--- start of Given information ---

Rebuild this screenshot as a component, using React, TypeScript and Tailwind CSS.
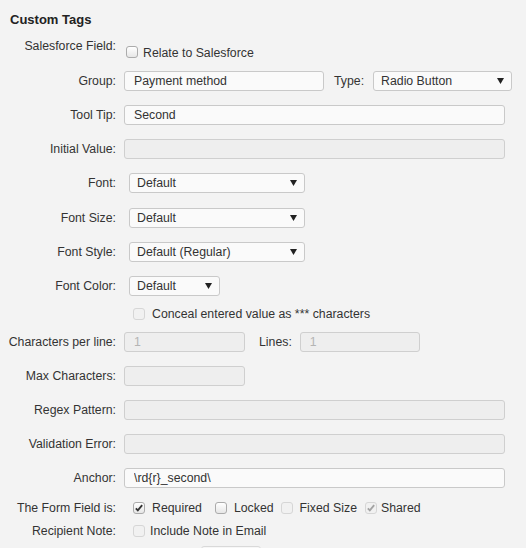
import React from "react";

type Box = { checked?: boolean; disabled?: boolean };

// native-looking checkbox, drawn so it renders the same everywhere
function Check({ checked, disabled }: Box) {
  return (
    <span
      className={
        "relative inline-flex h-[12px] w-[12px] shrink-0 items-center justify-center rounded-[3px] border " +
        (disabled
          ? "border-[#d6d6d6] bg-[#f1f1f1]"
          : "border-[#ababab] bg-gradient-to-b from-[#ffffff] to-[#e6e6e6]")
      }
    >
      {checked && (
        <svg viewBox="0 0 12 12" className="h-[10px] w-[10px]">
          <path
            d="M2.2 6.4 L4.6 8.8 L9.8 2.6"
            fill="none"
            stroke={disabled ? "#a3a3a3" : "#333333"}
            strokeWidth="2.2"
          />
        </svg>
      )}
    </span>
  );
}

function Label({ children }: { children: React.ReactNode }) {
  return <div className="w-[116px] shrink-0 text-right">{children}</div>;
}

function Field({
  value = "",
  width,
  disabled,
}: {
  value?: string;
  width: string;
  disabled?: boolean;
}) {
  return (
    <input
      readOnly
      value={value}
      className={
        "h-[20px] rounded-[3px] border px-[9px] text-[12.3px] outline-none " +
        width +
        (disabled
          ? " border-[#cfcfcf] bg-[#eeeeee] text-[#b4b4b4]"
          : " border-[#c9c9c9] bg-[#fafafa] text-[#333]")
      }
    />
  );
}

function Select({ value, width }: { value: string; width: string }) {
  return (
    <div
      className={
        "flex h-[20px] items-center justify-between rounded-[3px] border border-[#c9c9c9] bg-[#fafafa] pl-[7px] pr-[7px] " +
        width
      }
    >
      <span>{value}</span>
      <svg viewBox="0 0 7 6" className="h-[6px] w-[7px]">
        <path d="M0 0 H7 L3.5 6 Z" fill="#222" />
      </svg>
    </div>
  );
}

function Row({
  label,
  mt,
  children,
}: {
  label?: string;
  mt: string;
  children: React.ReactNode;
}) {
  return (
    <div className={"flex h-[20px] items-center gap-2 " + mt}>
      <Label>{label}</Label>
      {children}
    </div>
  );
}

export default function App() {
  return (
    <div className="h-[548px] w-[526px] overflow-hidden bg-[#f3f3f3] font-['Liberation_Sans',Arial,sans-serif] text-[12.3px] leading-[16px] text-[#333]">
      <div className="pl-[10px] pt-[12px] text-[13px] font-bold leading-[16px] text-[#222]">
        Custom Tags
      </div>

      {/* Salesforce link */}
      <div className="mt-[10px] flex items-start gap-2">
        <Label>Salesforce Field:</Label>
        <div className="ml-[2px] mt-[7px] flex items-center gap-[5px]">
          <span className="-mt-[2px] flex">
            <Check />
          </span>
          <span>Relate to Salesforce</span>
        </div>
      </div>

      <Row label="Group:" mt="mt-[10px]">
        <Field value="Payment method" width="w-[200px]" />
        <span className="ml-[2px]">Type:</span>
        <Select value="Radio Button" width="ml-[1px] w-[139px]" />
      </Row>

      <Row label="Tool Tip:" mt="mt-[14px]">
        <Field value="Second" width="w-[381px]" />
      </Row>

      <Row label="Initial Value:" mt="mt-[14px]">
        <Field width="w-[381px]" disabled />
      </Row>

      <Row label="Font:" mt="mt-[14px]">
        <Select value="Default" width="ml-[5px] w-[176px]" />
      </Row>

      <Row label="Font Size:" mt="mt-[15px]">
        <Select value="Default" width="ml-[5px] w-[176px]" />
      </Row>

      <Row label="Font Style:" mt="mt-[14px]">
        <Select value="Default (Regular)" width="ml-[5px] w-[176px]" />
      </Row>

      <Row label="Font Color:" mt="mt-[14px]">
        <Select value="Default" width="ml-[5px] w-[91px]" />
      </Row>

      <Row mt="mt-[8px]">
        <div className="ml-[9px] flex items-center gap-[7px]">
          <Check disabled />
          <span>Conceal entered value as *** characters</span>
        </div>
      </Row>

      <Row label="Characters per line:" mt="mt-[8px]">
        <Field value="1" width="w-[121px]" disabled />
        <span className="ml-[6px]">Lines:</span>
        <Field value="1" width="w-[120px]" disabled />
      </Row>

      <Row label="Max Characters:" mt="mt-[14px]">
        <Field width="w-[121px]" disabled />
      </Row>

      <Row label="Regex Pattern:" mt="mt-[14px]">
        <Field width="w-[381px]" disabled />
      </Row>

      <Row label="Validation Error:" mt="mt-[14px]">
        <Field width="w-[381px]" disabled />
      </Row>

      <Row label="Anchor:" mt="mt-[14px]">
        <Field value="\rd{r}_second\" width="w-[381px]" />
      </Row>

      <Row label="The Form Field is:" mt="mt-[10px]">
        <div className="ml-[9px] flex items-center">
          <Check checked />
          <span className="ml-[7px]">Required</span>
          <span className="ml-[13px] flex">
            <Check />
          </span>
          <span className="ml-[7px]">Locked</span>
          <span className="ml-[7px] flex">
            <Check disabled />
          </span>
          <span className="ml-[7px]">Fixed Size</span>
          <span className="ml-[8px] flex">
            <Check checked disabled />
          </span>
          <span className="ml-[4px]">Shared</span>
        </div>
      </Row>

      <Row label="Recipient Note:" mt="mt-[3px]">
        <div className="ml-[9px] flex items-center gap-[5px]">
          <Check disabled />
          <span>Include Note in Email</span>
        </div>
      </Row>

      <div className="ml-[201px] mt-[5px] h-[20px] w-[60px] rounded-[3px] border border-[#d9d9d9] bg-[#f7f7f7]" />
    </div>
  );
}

--- end of Given information ---

What is being asked
Omit the pictures, then output the rest of the listing exactly.

Task result
Rebuild this screenshot as a component, using React, TypeScript and Tailwind CSS.
import React from "react";

type Box = { checked?: boolean; disabled?: boolean };

// native-looking checkbox, drawn so it renders the same everywhere
function Check({ checked, disabled }: Box) {
  return (
    <span
      className={
        "relative inline-flex h-[12px] w-[12px] shrink-0 items-center justify-center rounded-[3px] border " +
        (disabled
          ? "border-[#d6d6d6] bg-[#f1f1f1]"
          : "border-[#ababab] bg-gradient-to-b from-[#ffffff] to-[#e6e6e6]")
      }
    >
      {checked && (
        <svg viewBox="0 0 12 12" className="h-[10px] w-[10px]">
          <path
            d="M2.2 6.4 L4.6 8.8 L9.8 2.6"
            fill="none"
            stroke={disabled ? "#a3a3a3" : "#333333"}
            strokeWidth="2.2"
          />
        </svg>
      )}
    </span>
  );
}

function Label({ children }: { children: React.ReactNode }) {
  return <div className="w-[116px] shrink-0 text-right">{children}</div>;
}

function Field({
  value = "",
  width,
  disabled,
}: {
  value?: string;
  width: string;
  disabled?: boolean;
}) {
  return (
    <input
      readOnly
      value={value}
      className={
        "h-[20px] rounded-[3px] border px-[9px] text-[12.3px] outline-none " +
        width +
        (disabled
          ? " border-[#cfcfcf] bg-[#eeeeee] text-[#b4b4b4]"
          : " border-[#c9c9c9] bg-[#fafafa] text-[#333]")
      }
    />
  );
}

function Select({ value, width }: { value: string; width: string }) {
  return (
    <div
      className={
        "flex h-[20px] items-center justify-between rounded-[3px] border border-[#c9c9c9] bg-[#fafafa] pl-[7px] pr-[7px] " +
        width
      }
    >
      <span>{value}</span>
      <svg viewBox="0 0 7 6" className="h-[6px] w-[7px]">
        <path d="M0 0 H7 L3.5 6 Z" fill="#222" />
      </svg>
    </div>
  );
}

function Row({
  label,
  mt,
  children,
}: {
  label?: string;
  mt: string;
  children: React.ReactNode;
}) {
  return (
    <div className={"flex h-[20px] items-center gap-2 " + mt}>
      <Label>{label}</Label>
      {children}
    </div>
  );
}

export default function App() {
  return (
    <div className="h-[548px] w-[526px] overflow-hidden bg-[#f3f3f3] font-['Liberation_Sans',Arial,sans-serif] text-[12.3px] leading-[16px] text-[#333]">
      <div className="pl-[10px] pt-[12px] text-[13px] font-bold leading-[16px] text-[#222]">
        Custom Tags
      </div>

      {/* Salesforce link */}
      <div className="mt-[10px] flex items-start gap-2">
        <Label>Salesforce Field:</Label>
        <div className="ml-[2px] mt-[7px] flex items-center gap-[5px]">
          <span className="-mt-[2px] flex">
            <Check />
          </span>
          <span>Relate to Salesforce</span>
        </div>
      </div>

      <Row label="Group:" mt="mt-[10px]">
        <Field value="Payment method" width="w-[200px]" />
        <span className="ml-[2px]">Type:</span>
        <Select value="Radio Button" width="ml-[1px] w-[139px]" />
      </Row>

      <Row label="Tool Tip:" mt="mt-[14px]">
        <Field value="Second" width="w-[381px]" />
      </Row>

      <Row label="Initial Value:" mt="mt-[14px]">
        <Field width="w-[381px]" disabled />
      </Row>

      <Row label="Font:" mt="mt-[14px]">
        <Select value="Default" width="ml-[5px] w-[176px]" />
      </Row>

      <Row label="Font Size:" mt="mt-[15px]">
        <Select value="Default" width="ml-[5px] w-[176px]" />
      </Row>

      <Row label="Font Style:" mt="mt-[14px]">
        <Select value="Default (Regular)" width="ml-[5px] w-[176px]" />
      </Row>

      <Row label="Font Color:" mt="mt-[14px]">
        <Select value="Default" width="ml-[5px] w-[91px]" />
      </Row>

      <Row mt="mt-[8px]">
        <div className="ml-[9px] flex items-center gap-[7px]">
          <Check disabled />
          <span>Conceal entered value as *** characters</span>
        </div>
      </Row>

      <Row label="Characters per line:" mt="mt-[8px]">
        <Field value="1" width="w-[121px]" disabled />
        <span className="ml-[6px]">Lines:</span>
        <Field value="1" width="w-[120px]" disabled />
      </Row>

      <Row label="Max Characters:" mt="mt-[14px]">
        <Field width="w-[121px]" disabled />
      </Row>

      <Row label="Regex Pattern:" mt="mt-[14px]">
        <Field width="w-[381px]" disabled />
      </Row>

      <Row label="Validation Error:" mt="mt-[14px]">
        <Field width="w-[381px]" disabled />
      </Row>

      <Row label="Anchor:" mt="mt-[14px]">
        <Field value="\rd{r}_second\" width="w-[381px]" />
      </Row>

      <Row label="The Form Field is:" mt="mt-[10px]">
        <div className="ml-[9px] flex items-center">
          <Check checked />
          <span className="ml-[7px]">Required</span>
          <span className="ml-[13px] flex">
            <Check />
          </span>
          <span className="ml-[7px]">Locked</span>
          <span className="ml-[7px] flex">
            <Check disabled />
          </span>
          <span className="ml-[7px]">Fixed Size</span>
          <span className="ml-[8px] flex">
            <Check checked disabled />
          </span>
          <span className="ml-[4px]">Shared</span>
        </div>
      </Row>

      <Row label="Recipient Note:" mt="mt-[3px]">
        <div className="ml-[9px] flex items-center gap-[5px]">
          <Check disabled />
          <span>Include Note in Email</span>
        </div>
      </Row>

      <div className="ml-[201px] mt-[5px] h-[20px] w-[60px] rounded-[3px] border border-[#d9d9d9] bg-[#f7f7f7]" />
    </div>
  );
}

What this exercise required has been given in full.